Lihat ke Halaman Asli

"Cantik" Bukan Lagi Pujian, Pakaian Bukan Lagi Alasan

Diperbarui: 29 Juni 2021   23:03

Kompasiana adalah platform blog. Konten ini menjadi tanggung jawab bloger dan tidak mewakili pandangan redaksi Kompas.

Ilustrasi gambar ( source : behance.net)

Kita semua pasti sepakat jika setiap orang ingin diperlakukan dengan pantas dan bisa melakukan aktivitas sehari-hari dengan aman dan nyaman.  Lalu mengapa hampir semua wanita mengalami pelecehan saat melakukan aktivitasnya?

Beberapa waktu yang lalu, tepatnya seminggu lalu saya dan teman saya pergi ke warung sate untuk melakukan wawancara untuk tugas kampus.

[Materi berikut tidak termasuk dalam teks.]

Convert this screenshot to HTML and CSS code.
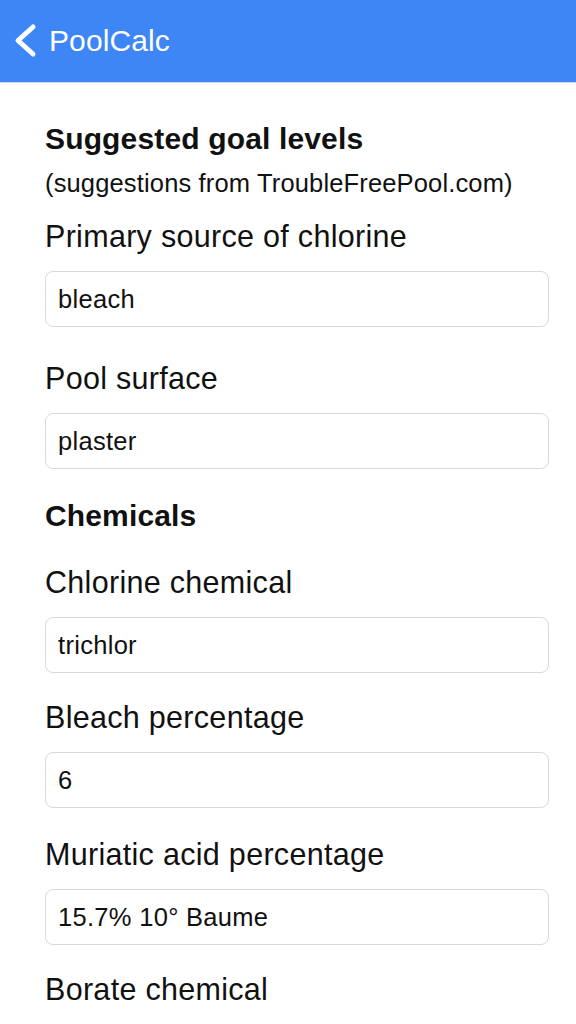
FILE: index.html
```html
<!DOCTYPE html>
<html lang="en">
<head>
<meta charset="utf-8">
<title>PoolCalc</title>
<link rel="stylesheet" href="styles.css">
</head>
<body>
<header class="navbar">
  <svg class="back" width="24" height="36" viewBox="0 0 24 36" aria-hidden="true">
    <path d="M19 4 L4 17.5 L19 31" fill="none" stroke="#fff" stroke-width="5" stroke-linecap="round" stroke-linejoin="round"/>
  </svg>
  <span class="title">PoolCalc</span>
</header>
<main class="content">
  <h2 class="section-title first">Suggested goal levels</h2>
  <p class="caption">(suggestions from TroubleFreePool.com)</p>

  <div class="field field-first">
    <div class="label">Primary source of chlorine</div>
    <div class="box">bleach</div>
  </div>
  <div class="field field-loose">
    <div class="label">Pool surface</div>
    <div class="box">plaster</div>
  </div>

  <h2 class="section-title">Chemicals</h2>

  <div class="field field-after-title">
    <div class="label">Chlorine chemical</div>
    <div class="box">trichlor</div>
  </div>
  <div class="field">
    <div class="label">Bleach percentage</div>
    <div class="box">6</div>
  </div>
  <div class="field field-mid">
    <div class="label">Muriatic acid percentage</div>
    <div class="box">15.7% 10° Baume</div>
  </div>
  <div class="field field-last">
    <div class="label">Borate chemical</div>
  </div>
</main>
</body>
</html>
```
FILE: styles.css
```css
html, body {
  margin: 0;
  padding: 0;
  background: #ffffff;
}
body {
  font-family: "Liberation Sans", Arial, sans-serif;
  color: #111111;
  overflow: hidden;
}
.navbar {
  height: 82px;
  background: #3e86f5;
  border-bottom: 1px solid #c9d7ee;
  display: flex;
  align-items: center;
  padding-left: 14px;
  gap: 11px;
  box-sizing: content-box;
}
.back {
  display: block;
}
.title {
  color: #ffffff;
  font-size: 30px;
  line-height: 36px;
  letter-spacing: 0.1px;
}
.content {
  padding: 0 27px 0 45px;
}
.section-title {
  font-size: 30px;
  font-weight: bold;
  line-height: 36px;
  margin: 29px 0 0 0;
  letter-spacing: 0.15px;
}
.section-title.first {
  margin-top: 38px;
}
.caption {
  font-size: 25.5px;
  line-height: 30px;
  margin: 11px 0 0 0;
  letter-spacing: 0.15px;
}
.field {
  margin-top: 26px;
}
.field-first {
  margin-top: 20px;
}
.field-loose {
  margin-top: 33px;
}
.field-after-title {
  margin-top: 30px;
}
.field-mid {
  margin-top: 28px;
}
.field-last {
  margin-top: 26px;
}
.label {
  font-size: 30.5px;
  line-height: 36px;
  letter-spacing: 0.3px;
}
.box {
  margin-top: 17px;
  height: 54px;
  border: 1px solid #d9d9d9;
  border-radius: 8px;
  padding: 0 12px;
  font-size: 25.5px;
  line-height: 54px;
  letter-spacing: 0.3px;
  color: #111111;
  background: #ffffff;
}
```
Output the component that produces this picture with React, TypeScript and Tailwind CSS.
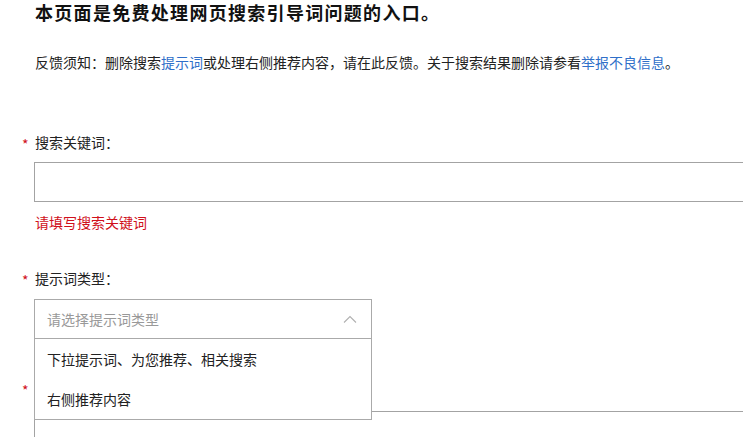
import { useState } from "react";

const FONT = { fontFamily: '"Noto Sans CJK SC", "Noto Sans", sans-serif' };

function Label({ text }: { text?: string }) {
  return (
    <div className="-ml-[13px] flex h-[20px] items-center text-[14px] leading-[20px] text-[#222]">
      <span className="w-[13px] pt-[3px] text-[14px] text-[#d0101b]">*</span>
      {text && <span>{text}</span>}
    </div>
  );
}

function ChevronUp() {
  return (
    <svg width="14" height="8" viewBox="0 0 14 8" aria-hidden>
      <polyline points="1,7.5 7,1.5 13,7.5" fill="none" stroke="#b0b0b0" strokeWidth="1.1" />
    </svg>
  );
}

export default function App() {
  const [open] = useState(true);
  const options = ["下拉提示词、为您推荐、相关搜索", "右侧推荐内容"];

  return (
    <div className="h-[437px] w-[743px] overflow-hidden bg-white pl-[35px]" style={FONT}>
      <h1 className="text-[18px] font-bold leading-[24px] tracking-[1.3px] text-[#111]">
        本页面是免费处理网页搜索引导词问题的入口。
      </h1>

      <p className="mt-[28px] text-[14px] leading-[20px] text-[#222]">
        反馈须知：删除搜索<a className="text-[#2f6fc9]">提示词</a>或处理右侧推荐内容，请在此反馈。关于搜索结果删除请参看
        <a className="text-[#2f6fc9]">举报不良信息</a>。
      </p>

      <div className="mt-[60px]">
        <Label text="搜索关键词：" />
        <div className="mt-[10px] -ml-px h-[40px] w-[760px] border border-[#a3a3a3]" />
        <div className="mt-[10px] text-[14px] leading-[20px] text-[#d0101b]">请填写搜索关键词</div>
      </div>

      <div className="mt-[36px]">
        <Label text="提示词类型：" />
        <div className="relative z-10 mt-[11px] -ml-px h-[40px] w-[338px] border border-[#aaaaaa] bg-white">
          <div className="flex h-full items-center justify-between pl-[12px] pr-[14px]">
            <span className="text-[14px] text-[#999]">请选择提示词类型</span>
            <ChevronUp />
          </div>
          {open && (
            <ul className="absolute left-[-1px] top-[38px] w-[338px] border border-[#aaaaaa] bg-white">
              {options.map((o) => (
                <li key={o} className="flex h-[40px] items-center pl-[12px] text-[14px] text-[#222]">
                  {o}
                </li>
              ))}
            </ul>
          )}
        </div>
      </div>

      <div className="mt-[39px]">
        <Label />
        <div className="mt-[13px] -ml-px h-[80px] w-[760px] border border-[#a3a3a3]" />
      </div>
    </div>
  );
}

Sebelum wawancara kami memesan sate sambil menyiapkan beberapa pertanyaan untuk wawancara. Ketika kami berbincang, kami di datangi oleh seorang pria yang tidak kami kenal dan dari sekian banyak kursi kosong dia memilih duduk di depan kami dan posisinya kami saling berhadapan. Awal kami tidak terganggu karena dia sama dengan kami pengunjung yang ingi makan sate dan dia bebas memilih duduk di mana saja.

Tak lama kemudian dia mencoba mengajak kami berbicara, tetapi tidak kami respon karena kami tidak kenal dengan orang tersebut dan kami kurang nyaman dengan percakapannya. Awalnya pertanyaan yang diberikan standar sampai akhirnya pertanyaan tersebut sudah masuk ranah privat kami berdua. Mulanya, kami pura-pura tidak mendengar apa yang dia katakan dan berharap dia segera pindah ke kursi lain. Celakanya, dia makin menjadi-jadi.

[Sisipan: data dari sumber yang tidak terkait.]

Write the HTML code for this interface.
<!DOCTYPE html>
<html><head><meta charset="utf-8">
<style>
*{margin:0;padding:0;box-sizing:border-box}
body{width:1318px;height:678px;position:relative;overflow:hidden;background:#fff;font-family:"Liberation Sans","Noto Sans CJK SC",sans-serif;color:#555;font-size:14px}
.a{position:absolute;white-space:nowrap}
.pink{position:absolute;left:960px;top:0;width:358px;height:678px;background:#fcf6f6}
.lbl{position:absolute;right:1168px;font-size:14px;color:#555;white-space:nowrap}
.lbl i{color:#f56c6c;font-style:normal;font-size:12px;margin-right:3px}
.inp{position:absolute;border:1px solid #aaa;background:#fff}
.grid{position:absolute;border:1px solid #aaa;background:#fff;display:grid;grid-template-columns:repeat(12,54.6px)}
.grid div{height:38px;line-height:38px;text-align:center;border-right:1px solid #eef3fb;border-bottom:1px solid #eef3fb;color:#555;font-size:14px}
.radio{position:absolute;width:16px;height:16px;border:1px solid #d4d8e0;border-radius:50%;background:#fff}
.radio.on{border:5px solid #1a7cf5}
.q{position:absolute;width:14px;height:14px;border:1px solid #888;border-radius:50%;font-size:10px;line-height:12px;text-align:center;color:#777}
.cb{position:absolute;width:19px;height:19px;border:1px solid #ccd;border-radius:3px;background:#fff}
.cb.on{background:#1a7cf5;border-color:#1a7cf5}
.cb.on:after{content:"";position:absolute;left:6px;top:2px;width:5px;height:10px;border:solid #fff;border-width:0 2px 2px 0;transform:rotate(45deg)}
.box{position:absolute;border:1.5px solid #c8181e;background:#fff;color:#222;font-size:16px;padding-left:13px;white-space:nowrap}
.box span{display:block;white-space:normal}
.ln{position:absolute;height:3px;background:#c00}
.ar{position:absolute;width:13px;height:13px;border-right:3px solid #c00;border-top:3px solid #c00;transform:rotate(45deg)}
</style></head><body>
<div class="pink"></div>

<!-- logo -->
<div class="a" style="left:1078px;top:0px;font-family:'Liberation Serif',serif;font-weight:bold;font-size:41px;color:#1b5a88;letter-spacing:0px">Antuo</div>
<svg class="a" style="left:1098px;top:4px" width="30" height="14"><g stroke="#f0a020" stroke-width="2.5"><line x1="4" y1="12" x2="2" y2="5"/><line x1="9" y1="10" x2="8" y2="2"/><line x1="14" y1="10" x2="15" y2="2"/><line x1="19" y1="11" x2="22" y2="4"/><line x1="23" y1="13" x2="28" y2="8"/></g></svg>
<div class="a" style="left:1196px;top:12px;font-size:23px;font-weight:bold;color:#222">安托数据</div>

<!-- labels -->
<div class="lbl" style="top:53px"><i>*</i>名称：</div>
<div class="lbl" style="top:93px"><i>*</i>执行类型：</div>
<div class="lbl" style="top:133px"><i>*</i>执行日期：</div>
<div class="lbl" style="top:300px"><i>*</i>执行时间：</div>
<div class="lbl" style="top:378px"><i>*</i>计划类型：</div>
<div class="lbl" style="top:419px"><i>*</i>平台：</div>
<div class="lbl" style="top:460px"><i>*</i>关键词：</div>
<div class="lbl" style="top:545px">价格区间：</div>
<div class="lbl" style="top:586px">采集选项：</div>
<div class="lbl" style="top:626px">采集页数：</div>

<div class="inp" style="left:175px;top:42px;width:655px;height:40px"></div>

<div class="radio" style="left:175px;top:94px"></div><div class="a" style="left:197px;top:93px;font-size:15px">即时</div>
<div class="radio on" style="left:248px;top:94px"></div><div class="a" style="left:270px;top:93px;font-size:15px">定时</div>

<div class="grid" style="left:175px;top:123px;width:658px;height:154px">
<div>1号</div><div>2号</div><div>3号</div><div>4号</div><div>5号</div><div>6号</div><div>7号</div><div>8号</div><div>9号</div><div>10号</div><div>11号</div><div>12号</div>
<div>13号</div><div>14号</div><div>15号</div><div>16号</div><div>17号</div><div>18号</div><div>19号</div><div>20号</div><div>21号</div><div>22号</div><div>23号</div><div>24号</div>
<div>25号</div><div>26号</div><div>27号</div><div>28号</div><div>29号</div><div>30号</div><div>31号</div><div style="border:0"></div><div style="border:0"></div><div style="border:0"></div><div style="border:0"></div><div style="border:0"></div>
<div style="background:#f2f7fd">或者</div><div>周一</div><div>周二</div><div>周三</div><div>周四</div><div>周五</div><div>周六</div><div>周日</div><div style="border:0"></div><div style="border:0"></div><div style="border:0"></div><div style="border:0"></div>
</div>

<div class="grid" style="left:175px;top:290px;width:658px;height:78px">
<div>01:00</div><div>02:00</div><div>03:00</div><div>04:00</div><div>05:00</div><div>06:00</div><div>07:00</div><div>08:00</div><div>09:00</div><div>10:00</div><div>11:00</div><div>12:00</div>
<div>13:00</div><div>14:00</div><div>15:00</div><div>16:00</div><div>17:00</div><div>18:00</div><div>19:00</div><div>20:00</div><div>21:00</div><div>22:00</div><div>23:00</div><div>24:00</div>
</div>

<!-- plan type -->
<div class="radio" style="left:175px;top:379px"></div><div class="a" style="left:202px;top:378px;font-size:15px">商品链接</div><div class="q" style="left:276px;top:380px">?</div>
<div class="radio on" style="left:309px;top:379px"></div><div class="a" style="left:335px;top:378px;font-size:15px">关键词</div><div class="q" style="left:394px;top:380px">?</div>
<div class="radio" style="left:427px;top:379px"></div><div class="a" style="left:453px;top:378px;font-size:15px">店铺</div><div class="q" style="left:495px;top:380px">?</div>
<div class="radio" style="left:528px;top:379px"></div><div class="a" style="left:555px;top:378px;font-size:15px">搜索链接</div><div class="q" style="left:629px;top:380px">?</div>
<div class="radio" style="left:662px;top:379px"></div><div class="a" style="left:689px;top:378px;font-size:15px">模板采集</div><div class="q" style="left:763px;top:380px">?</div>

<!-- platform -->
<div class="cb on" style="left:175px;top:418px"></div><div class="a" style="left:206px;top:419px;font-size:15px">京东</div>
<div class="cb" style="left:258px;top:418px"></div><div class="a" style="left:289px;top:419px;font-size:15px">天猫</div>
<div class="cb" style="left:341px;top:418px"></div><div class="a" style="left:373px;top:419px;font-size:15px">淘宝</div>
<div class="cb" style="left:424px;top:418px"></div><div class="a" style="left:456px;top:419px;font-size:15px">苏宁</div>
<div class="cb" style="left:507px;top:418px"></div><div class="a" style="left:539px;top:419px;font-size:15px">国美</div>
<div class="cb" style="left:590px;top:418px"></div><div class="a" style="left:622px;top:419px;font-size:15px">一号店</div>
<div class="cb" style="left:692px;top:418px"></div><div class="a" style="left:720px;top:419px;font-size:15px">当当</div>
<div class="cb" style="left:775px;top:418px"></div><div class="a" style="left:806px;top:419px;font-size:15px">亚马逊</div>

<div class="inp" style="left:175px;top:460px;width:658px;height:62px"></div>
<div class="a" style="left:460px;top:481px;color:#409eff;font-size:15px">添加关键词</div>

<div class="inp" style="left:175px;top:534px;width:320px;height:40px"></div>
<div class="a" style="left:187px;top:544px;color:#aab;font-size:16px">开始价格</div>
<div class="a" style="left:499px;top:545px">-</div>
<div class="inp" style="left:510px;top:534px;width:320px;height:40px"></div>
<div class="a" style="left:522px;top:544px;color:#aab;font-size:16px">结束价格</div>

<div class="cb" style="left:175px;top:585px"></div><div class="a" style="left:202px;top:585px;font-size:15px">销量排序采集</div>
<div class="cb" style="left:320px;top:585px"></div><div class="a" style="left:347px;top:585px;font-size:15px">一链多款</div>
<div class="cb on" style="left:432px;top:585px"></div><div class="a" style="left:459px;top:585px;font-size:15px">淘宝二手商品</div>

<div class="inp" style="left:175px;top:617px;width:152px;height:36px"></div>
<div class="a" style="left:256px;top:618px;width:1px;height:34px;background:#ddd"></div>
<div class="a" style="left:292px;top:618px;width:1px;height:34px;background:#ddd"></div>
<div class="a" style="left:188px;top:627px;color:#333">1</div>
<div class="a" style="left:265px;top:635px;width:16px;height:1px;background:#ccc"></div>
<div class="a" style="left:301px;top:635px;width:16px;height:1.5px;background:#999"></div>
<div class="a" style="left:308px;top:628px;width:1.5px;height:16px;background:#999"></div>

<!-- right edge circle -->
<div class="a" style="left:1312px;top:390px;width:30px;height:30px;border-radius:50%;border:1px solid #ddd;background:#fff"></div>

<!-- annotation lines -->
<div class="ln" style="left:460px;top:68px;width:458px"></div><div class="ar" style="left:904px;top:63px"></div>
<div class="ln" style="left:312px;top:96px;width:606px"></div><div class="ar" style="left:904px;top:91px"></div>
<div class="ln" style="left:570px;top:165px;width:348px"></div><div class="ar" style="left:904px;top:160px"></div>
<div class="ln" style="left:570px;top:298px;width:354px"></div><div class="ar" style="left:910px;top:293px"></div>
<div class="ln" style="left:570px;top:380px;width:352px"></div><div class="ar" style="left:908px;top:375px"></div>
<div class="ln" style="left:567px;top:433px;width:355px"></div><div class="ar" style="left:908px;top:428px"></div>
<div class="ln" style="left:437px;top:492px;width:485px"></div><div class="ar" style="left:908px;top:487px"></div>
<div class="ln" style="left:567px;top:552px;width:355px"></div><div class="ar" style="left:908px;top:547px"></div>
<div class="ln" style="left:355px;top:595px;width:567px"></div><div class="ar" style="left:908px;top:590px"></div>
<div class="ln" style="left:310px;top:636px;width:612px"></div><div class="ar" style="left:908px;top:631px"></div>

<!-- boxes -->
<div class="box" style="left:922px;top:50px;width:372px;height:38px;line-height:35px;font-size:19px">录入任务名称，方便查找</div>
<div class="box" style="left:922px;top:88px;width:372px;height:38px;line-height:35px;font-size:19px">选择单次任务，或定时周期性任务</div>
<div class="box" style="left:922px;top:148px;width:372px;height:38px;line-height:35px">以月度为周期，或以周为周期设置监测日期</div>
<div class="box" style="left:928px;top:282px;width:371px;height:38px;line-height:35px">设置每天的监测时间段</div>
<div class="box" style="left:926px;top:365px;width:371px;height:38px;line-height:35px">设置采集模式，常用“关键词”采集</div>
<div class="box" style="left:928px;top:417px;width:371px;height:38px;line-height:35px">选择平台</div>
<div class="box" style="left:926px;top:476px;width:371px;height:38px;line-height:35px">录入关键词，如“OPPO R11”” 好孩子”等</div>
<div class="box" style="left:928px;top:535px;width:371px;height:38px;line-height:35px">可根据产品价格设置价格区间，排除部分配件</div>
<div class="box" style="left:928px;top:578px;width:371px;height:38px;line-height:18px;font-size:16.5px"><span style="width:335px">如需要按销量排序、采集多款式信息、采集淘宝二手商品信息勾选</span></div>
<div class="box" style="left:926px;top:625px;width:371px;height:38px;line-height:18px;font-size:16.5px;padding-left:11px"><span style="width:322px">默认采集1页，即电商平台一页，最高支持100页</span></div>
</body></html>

 Tak hanya melontarkan beberapa kata dia juga memplototi kami dan bertanya nomor hp kami. Tidak ada orang yang mencoba menghentikan tindakan pria tersebut, kami berpikir mungkin orang-orang masih menganggap itu hanya sebagai bentuk keramahan dan candaan belaka. Tapi percayalah itu sangat mengerikan bagi kami dan juga sangat menganggu. 

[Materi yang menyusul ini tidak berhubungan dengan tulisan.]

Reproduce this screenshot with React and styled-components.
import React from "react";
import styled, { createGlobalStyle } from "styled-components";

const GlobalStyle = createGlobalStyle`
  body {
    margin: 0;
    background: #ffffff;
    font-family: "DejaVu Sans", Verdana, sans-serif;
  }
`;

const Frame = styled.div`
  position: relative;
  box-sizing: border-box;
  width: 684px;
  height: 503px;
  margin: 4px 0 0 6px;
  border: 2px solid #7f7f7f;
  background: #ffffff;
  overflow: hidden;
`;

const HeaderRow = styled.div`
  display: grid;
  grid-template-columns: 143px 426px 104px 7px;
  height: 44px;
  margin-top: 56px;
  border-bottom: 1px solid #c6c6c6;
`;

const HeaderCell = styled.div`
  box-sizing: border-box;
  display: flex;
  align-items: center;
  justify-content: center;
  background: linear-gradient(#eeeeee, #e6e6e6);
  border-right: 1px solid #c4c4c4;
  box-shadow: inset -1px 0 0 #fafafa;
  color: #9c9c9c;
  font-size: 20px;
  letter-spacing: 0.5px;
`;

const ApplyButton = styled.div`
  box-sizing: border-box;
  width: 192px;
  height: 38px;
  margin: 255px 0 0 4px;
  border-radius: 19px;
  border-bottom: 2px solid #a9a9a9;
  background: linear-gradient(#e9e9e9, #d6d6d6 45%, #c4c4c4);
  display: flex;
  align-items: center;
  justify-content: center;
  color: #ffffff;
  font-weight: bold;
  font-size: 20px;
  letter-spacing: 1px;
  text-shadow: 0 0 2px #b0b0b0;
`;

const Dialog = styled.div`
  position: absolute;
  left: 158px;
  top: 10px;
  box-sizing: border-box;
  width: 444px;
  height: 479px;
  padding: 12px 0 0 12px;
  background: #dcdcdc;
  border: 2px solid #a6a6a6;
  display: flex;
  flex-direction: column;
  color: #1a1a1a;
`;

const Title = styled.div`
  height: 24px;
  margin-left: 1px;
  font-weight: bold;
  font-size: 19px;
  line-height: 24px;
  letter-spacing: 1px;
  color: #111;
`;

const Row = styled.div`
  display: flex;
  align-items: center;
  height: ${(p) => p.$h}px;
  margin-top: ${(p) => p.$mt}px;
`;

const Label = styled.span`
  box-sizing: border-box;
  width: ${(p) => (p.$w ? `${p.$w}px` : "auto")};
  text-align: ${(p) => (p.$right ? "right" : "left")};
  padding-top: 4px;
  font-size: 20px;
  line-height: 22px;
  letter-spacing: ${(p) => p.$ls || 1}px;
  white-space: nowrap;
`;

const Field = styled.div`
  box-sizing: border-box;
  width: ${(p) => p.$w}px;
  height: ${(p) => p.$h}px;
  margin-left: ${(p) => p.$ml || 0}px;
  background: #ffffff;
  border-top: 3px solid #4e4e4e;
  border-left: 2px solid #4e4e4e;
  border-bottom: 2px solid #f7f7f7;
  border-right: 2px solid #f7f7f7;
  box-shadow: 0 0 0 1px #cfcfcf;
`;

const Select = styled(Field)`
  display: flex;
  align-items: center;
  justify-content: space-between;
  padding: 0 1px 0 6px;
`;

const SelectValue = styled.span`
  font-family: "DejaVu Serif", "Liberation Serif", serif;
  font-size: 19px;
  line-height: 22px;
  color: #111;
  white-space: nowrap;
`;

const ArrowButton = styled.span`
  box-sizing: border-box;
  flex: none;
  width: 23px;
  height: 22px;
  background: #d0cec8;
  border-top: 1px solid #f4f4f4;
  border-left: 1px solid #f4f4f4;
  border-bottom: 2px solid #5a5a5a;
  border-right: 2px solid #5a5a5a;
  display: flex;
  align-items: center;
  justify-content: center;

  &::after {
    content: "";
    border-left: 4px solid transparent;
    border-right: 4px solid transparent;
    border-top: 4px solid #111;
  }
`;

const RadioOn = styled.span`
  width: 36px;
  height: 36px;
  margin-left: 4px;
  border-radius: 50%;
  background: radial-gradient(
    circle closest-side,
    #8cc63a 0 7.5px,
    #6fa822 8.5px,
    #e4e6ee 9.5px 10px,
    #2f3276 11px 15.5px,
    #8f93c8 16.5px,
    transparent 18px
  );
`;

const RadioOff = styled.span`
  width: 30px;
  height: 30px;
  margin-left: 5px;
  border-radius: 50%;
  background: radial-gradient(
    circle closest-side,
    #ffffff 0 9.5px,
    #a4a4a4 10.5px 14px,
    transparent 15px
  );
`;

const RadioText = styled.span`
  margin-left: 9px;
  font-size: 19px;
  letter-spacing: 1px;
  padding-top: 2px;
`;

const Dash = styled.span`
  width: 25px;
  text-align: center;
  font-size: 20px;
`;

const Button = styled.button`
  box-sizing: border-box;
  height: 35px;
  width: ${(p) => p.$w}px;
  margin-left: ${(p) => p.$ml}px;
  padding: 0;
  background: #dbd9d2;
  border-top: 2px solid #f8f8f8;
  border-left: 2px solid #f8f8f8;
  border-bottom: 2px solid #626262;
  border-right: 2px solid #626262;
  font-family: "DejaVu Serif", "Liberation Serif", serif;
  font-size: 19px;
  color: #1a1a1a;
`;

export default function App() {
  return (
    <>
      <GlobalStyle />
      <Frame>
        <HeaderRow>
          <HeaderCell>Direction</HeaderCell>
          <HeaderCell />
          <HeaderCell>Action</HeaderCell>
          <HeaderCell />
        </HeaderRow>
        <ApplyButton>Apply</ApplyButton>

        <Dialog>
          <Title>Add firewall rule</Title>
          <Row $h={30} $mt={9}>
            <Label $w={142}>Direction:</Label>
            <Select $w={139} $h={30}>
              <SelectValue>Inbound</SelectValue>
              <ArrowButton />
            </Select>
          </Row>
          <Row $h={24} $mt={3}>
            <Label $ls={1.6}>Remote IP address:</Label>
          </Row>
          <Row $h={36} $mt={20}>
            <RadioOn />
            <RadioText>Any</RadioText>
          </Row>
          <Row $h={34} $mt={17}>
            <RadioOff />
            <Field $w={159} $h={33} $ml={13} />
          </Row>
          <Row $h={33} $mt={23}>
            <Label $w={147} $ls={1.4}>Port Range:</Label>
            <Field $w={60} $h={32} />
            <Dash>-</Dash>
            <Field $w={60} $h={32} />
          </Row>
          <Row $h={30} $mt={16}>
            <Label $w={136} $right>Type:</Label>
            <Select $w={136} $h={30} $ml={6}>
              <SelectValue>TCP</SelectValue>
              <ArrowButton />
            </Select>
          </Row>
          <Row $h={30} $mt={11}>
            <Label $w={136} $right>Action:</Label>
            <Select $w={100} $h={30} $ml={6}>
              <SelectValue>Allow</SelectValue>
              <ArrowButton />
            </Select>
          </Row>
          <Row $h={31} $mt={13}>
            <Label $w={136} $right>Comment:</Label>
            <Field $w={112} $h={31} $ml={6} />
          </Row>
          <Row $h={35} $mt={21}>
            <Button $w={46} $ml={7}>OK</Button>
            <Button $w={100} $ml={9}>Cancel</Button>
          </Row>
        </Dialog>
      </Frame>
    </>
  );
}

Akhirnya, kami tidak menyelesaikan makanan kami dan juga membatalkan wawancara dan segera pergi dari tempat kejadian. Saat itu saya menggunakan rok plisket dengan hoodie hitam dan juga jilbab yang menutupi dada dan teman saya menggunakan celana kulot dengan tunik yang oversized dan juga jilbab yang panjang.

Dari kasus saya di atas bisa dikatakan saya mendapatkan catcalling. Catcalling sendiri bisa dikatakan sebagai kasus pelecehan seksual yang cenderung menyerang psikis korban. Bentuk catcalling macam-macam, mulai dari siulan, komentar bernuansa seksis atau sensual, dipuji, dan menimbulkan rasa kurang nyaman dan juga perasaan takut bagi korban.

Kebanyakan dari catcalling ini biasanya perempuan, tetapi tidak menutup kemungkinan pria juga bisa mendapatkan catcalling ini. Dan kebanyakan kasus seperti ini terjadi di ruang publik seperti trotoar, angkutan umum, kantor, dan lain-lain.

Mungkin beberapa orang ada yang menganggap hal itu biasa saja dan tidak perlu diambil pusing. Ini tergantung dengan masing-masing individu, ada yang bilang biasa aja tap ada yang bilang ini sebagai tindakan pelecehan. Semuanya dikembalikan kepada diri masing-masing.

Dilansir Kompas, Survei yang dilakukan oleh Koalisi Ruang Publik Aman (KRPA) pada 25 November hingga 10 Desember 2018 dengan melibatkan setidaknya 62. 224 responden, yang terdiri dari perempuan dan juga laki-laki. 

Hasilnya sangat mengejutkan di mana perempuan menempati posisi tertinggi mendapatkan pelecehan seksual di ruang publik yaitu sebanyak 64% dan laki-laki sebanyak 11%. Bentuk pelecehan ini beragam mulai dari siulan (17 persen), komentar tubuh (12 persen), sentuhan fisik (10 persen), kode mata (9 persen) dan komentar bernada seksisme (7 persen).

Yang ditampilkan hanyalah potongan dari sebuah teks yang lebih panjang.